Ponzi king Bernie Madoff was also the Prince of Paranoia.
Former Madoff Chief Financial Officer Frank DiPascali, an admitted fraudster turned star government witness in a trial of five former co-workers, told a Manhattan federal jury on Monday that in 2005 his ex-boss once placed two Securities and Exchange Commission investigators assigned to probe his firm in a glass-walled office for a week — so he could “spy” on them.
DiPascali also revealed that Madoff even searched through one of the government investigator’s briefcases when he wasn’t around — and freaked out after discovering a copy of a 2001 article from Barron’s magazine.
That article quoted financial experts who were skeptical with how Madoff made money through his investment advisory business, which years later would be revealed as the source of the epic $65 billion fraud. DiPascali said Madoff was under the impression that the auditors were there to review his “legitimate” proprietary-trading business.

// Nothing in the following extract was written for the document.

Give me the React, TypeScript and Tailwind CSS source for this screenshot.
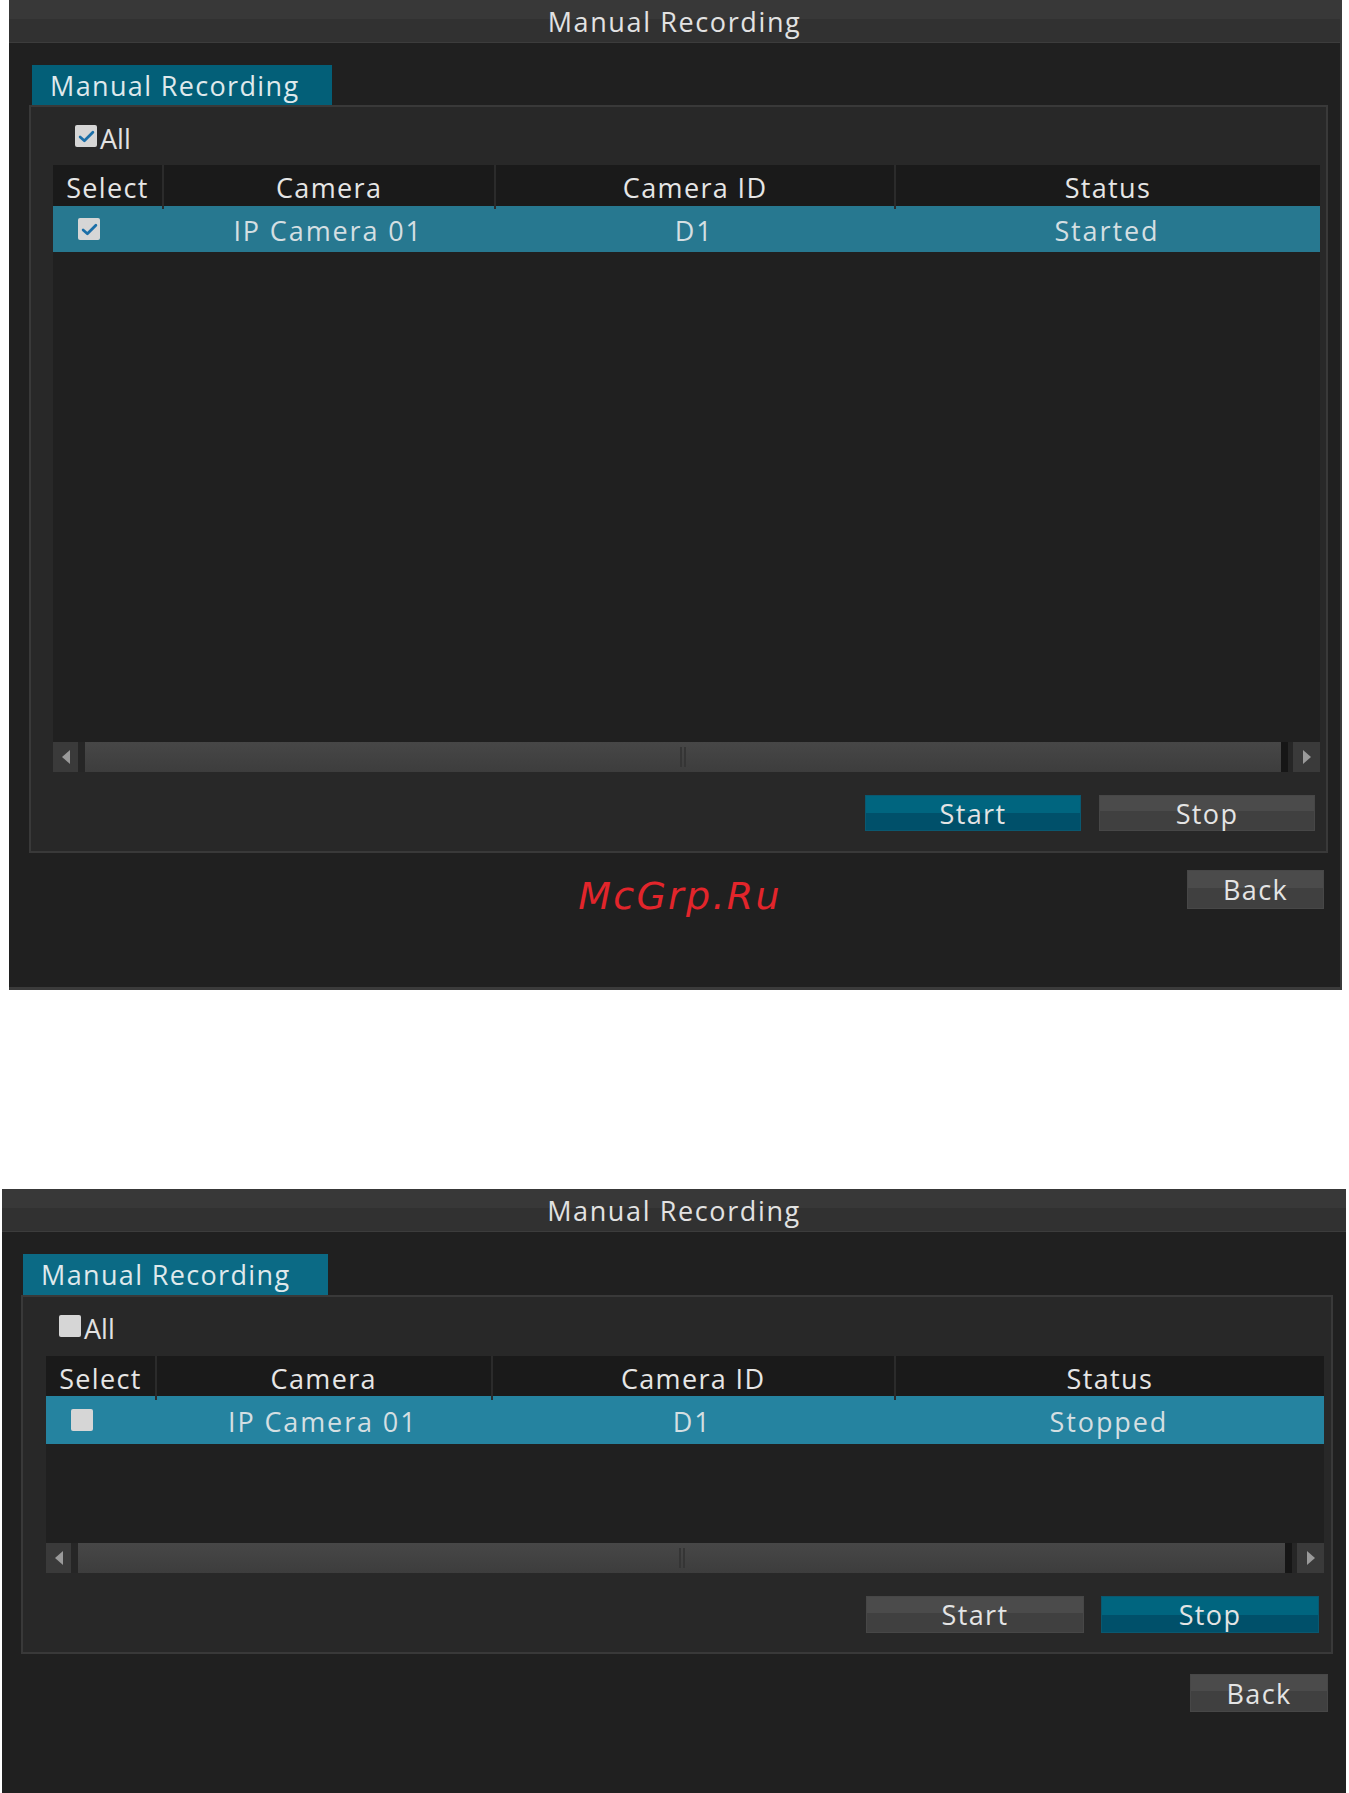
import React from "react";

type Cfg = {
  started: boolean;
  outer: string;
  tab: string;
  panel: string;
  allRow: string;
  table: string;
  headH: string;
  row: string;
  bodyH: string;
  btnRow: string;
  btnW: string;
  btnGap: string;
  btnH: string;
  back: string;
  backRow: string;
};

const windows: Cfg[] = [
  {
    started: true,
    outer: "ml-[9px] w-[1333px] h-[990px] border-r-2 border-b-[3px]",
    tab: "ml-[23px] w-[300px] h-[40px] bg-[#035f78]",
    panel: "ml-[20px] w-[1299px] h-[748px]",
    allRow: "h-[58px] pl-[44px] pt-[18px]",
    table: "ml-[22px] mr-[6px]",
    headH: "h-[41px]",
    row: "h-[46px] bg-[#277890]",
    bodyH: "h-[490px]",
    btnRow: "mt-[23px] pr-[11px]",
    btnW: "w-[216px]",
    btnGap: "gap-[18px]",
    btnH: "h-[36px]",
    back: "w-[137px] h-[39px]",
    backRow: "mt-[17px] pr-[16px]",
  },
  {
    started: false,
    outer: "ml-[2px] w-[1344px] h-[604px] mt-[199px]",
    tab: "ml-[21px] w-[305px] h-[41px] bg-[#0b6a85]",
    panel: "ml-[19px] w-[1312px] h-[359px]",
    allRow: "h-[59px] pl-[36px] pt-[18px]",
    table: "ml-[23px] mr-[7px]",
    headH: "h-[40px]",
    row: "h-[48px] bg-[#2583a0]",
    bodyH: "h-[99px]",
    btnRow: "mt-[23px] pr-[12px]",
    btnW: "w-[218px]",
    btnGap: "gap-[17px]",
    btnH: "h-[37px]",
    back: "w-[138px] h-[38px]",
    backRow: "mt-[20px] pr-[18px]",
  },
];

const Check = ({ on }: { on: boolean }) => (
  <span className="inline-flex h-[22px] w-[22px] shrink-0 items-center justify-center rounded-[2px] bg-[#d6d6d6]">
    {on && (
      <svg width="17" height="15" viewBox="0 0 16 14">
        <path d="M2 7.5 L6 11 L14 3" fill="none" stroke="#1b6fa8" strokeWidth="2.6" strokeLinecap="round" strokeLinejoin="round" />
      </svg>
    )}
  </span>
);

const Btn = ({ label, active, cls }: { label: string; active: boolean; cls: string }) => (
  <div
    className={`${cls} flex items-center justify-center pt-[2px] text-[27px] tracking-[0.05em] text-[#e4e4e4] ${
      active
        ? "bg-[linear-gradient(#00657f_50%,#00506a_50%)] border border-[#0a5870]"
        : "bg-[linear-gradient(#4b4b4b_45%,#404040_45%)] border border-[#474747]"
    }`}
  >
    {label}
  </div>
);

const ScrollBar = () => (
  <div className="flex h-[30px] items-stretch bg-[#262626]">
    <div className="flex w-[25px] items-center justify-center bg-[#3a3a3a]">
      <svg width="8" height="14" viewBox="0 0 8 14">
        <path d="M8 0 L0 7 L8 14 Z" fill="#9a9a9a" />
      </svg>
    </div>
    <div className="ml-[7px] flex flex-1 items-center justify-center bg-linear-to-b from-[#474747] to-[#3d3d3d]">
      <div className="flex gap-[2px]">
        <span className="h-[20px] w-[2px] bg-[#353535]" />
        <span className="h-[20px] w-[2px] bg-[#353535]" />
      </div>
    </div>
    <div className="w-[7px] bg-[#161616]" />
    <div className="ml-[5px] flex w-[27px] items-center justify-center bg-[#3a3a3a]">
      <svg width="8" height="14" viewBox="0 0 8 14">
        <path d="M0 0 L8 7 L0 14 Z" fill="#9a9a9a" />
      </svg>
    </div>
  </div>
);

const RecordingWindow = ({ cfg, mark }: { cfg: Cfg; mark?: boolean }) => (
  <div className={`${cfg.outer} relative flex flex-col border-[#3b3b3b] bg-[#202020]`}>
    <div className="flex h-[43px] shrink-0 items-center justify-center border-b border-[#3c3c3c] bg-[linear-gradient(#383838_45%,#313131_45%)] pt-[3px] text-[27px] tracking-[0.06em] text-[#e2e2e2]">
      Manual Recording
    </div>

    <div className="pt-[22px]">
      <div className={`${cfg.tab} flex items-center pl-[18px] pt-[2px] text-[27px] tracking-[0.05em] text-[#dfe9ec]`}>
        Manual Recording
      </div>

      <div className={`${cfg.panel} flex flex-col border-2 border-[#393939] bg-[#282828]`}>
        <div className={`${cfg.allRow} flex items-start gap-[3px]`}>
          <Check on={cfg.started} />
          <span className="-mt-[6px] text-[27px] text-[#e2e2e2]">All</span>
        </div>

        <div className={cfg.table}>
          <div className={`${cfg.headH} grid grid-cols-[109px_287fr_345fr_368fr] bg-[#1a1a1a] text-[27px] tracking-[0.05em] text-[#e6e6e6]`}>
            <div className="flex items-center justify-center pt-[3px]">Select</div>
            <div className="flex items-center justify-center border-l-2 border-[#2b2b2b] pt-[3px]">Camera</div>
            <div className="flex items-center justify-center border-l-2 border-[#2b2b2b] pt-[3px]">Camera ID</div>
            <div className="flex items-center justify-center border-l-2 border-[#2b2b2b] pt-[3px]">Status</div>
          </div>
          <div className={`${cfg.row} grid grid-cols-[109px_287fr_345fr_368fr] text-[27px] tracking-[0.07em] text-[#d4dfe2]`}>
            <div className="flex items-center pl-[25px]">
              <Check on={cfg.started} />
            </div>
            <div className="flex items-center justify-center pt-[4px]">IP Camera 01</div>
            <div className="flex items-center justify-center pt-[4px]">D1</div>
            <div className="flex items-center justify-center pt-[4px]">{cfg.started ? "Started" : "Stopped"}</div>
          </div>
          <div className={`${cfg.bodyH} bg-[#202020]`} />
          <ScrollBar />
        </div>

        <div className={`${cfg.btnRow} flex justify-end ${cfg.btnGap}`}>
          <Btn label="Start" active={cfg.started} cls={`${cfg.btnW} ${cfg.btnH}`} />
          <Btn label="Stop" active={!cfg.started} cls={`${cfg.btnW} ${cfg.btnH}`} />
        </div>
      </div>

      <div className={`${cfg.backRow} flex justify-end`}>
        <Btn label="Back" active={false} cls={cfg.back} />
      </div>
    </div>

    {mark && (
      <div className="absolute left-[671px] top-[874px] -translate-x-1/2 text-[38px] italic leading-[44px] tracking-[0.06em] text-[#e2252b] font-['DejaVu_Sans',sans-serif] font-light">
        McGrp.Ru
      </div>
    )}
  </div>
);

export default function App() {
  return (
    <div className="min-h-[1793px] overflow-hidden bg-white font-['Open_Sans',sans-serif]">
      <RecordingWindow cfg={windows[0]} mark />
      <RecordingWindow cfg={windows[1]} />
    </div>
  );
}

DiPascali said the entire firm then went into panic mode and that he personally had a conversation with two of the ex-Madoff staffers on trial for fraud – computer programmers Jerome O’Hara and George Perez – about “bugging” the office being used by the SEC probers.
“We discussed the possibility of purchasing equipment that would bug the room they were using, so we could learn the scope of what they were doing,” said DiPascali, adding they never followed through with the plan.
Madoff staffers, however, did begin “scrubbing” emails from office servers that would’ve raised red flags for the SEC, he added.